Der Raiffeisen-Osteuropa-Rent investiert sowohl in Anleihen lokaler Währungen als auch in Euro oder US-Dollar. Nur das US-Dollar-Risiko wird strukturell gehedged. Ob lokale oder Hartwährungsanleihen höhere Gewichtung erfahren, hängt von der relativen Attraktivität, der Einschätzung der regionalen und länderspezifischen konjunkturellen Entwicklung, Erwartungen hinsichtlich Geld- und Wirtschaftspolitik und allgemeinen politischen Themen, woraus Ertragserwartungen für Anleihen und Währungen abgeleitet werden ab. Auch wenn phasenweise FX-Risiken teilweise abgesichert werden, bleibt der Fonds überwiegend gegenüber der Währungsentwicklung offen, woraus eine höhere Volatilität resultiert. Längerfristig erwarten wir, dass der höhere Zins dieses Risiko rechtfertigt.

Haben Corona und der Ukraine-Krieg mit den unterbrochenen Lieferketten und schlussendlich auch EU-Regeln wie zum Lieferkettengesetz neue Fantasie in die Konvergenzstory der osteuropäischen Staaten gebracht? All das ist im mit der EU verbandelten osteuropäischen Raum sicher leichter zu kontrollieren als in Asien …

Das ist zweifellos ein für Osteuropa positiver Faktor. Die geplante Errichtung einer Chip-Fabrik in Polen und auch die geplante Batterieproduktionen in Ungarn sind jüngste Beispiele dafür.

Ihr Fonds weist eine Mehrrendite von etwa zwei Prozentpunkten gegenüber deutschen Staatsanleihen auf, knapp 70 % mehr. Wie hoch sehen Sie einen langfristig gerechtfertigten Aufschlag?

Der Osteuropa-Rent hat aktuell eine Rendite von etwa 6 %. Aufgrund der sich ändernden Zusammensetzung des Fonds und der teilweise sehr unterschiedlichen Entwicklungen der investierten Länder/Märkte ist so eine Einschätzung auf Fondsebene nicht sinnvoll. Die Risikoaufschläge der Staatsanleihen in einigen osteuropäischen Ländern sind, obwohl sie zuletzt schon zurückgekommen sind, noch immer im historischen Vergleich hoch, und bieten zweifellos Chancen, sollten sich die gepreisten Risiken entspannen.

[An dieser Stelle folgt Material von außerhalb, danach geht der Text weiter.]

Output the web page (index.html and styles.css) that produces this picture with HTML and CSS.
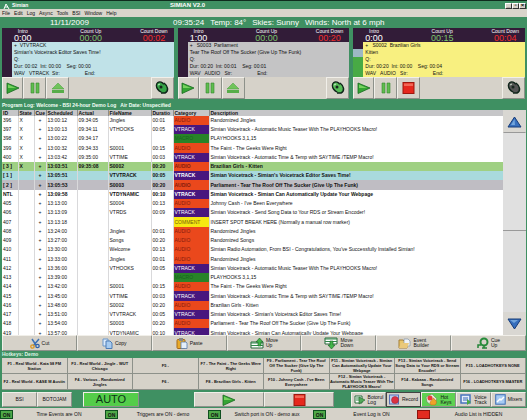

Abschlussfrage: Bei Raiffeisen Capital Management wird was geht auf ESG-Label umgestellt. Ist das bei Ihrem Fonds in Vorbereitung, oder geht sich das mangels Volumens bzw. Angebots in Osteuropa derzeit nicht aus?

Nachhaltigkeit hat für die Raiffeisen KAG einen hohen Stellenwert und wir arbeiten laufend daran, dass Nachhaltigkeitsaspekte noch stärker in unsere Investmententscheidungen einfließen. Dies ist auch für diesen Fonds der Fall, wobei unmittelbar eine stringente nachhaltige Ausrichtung nicht geplant ist.

Erläuterungen:

ESG steht für Umwelt (environment, E), Soziales (social, S) sowie gute Unternehmens- bzw. Staatsführung (governance, G).

Ad FX-Risiken: mit FX sind Fremdwährungen gemeint.

Die Fondsbestimmungen des Raiffeisen-Osteuropa-Rent wurden durch die FMA bewilligt. Der Raiffeisen-Osteuropa-Rent kann mehr als 35 % des Fondsvermögens in Wertpapiere/Geldmarktinstrumente folgender Emittenten investieren: Polen, Türkei, Ungarn.

Dieser Inhalt ist nur für institutionelle Anlegerinnen und Anleger vorgesehen.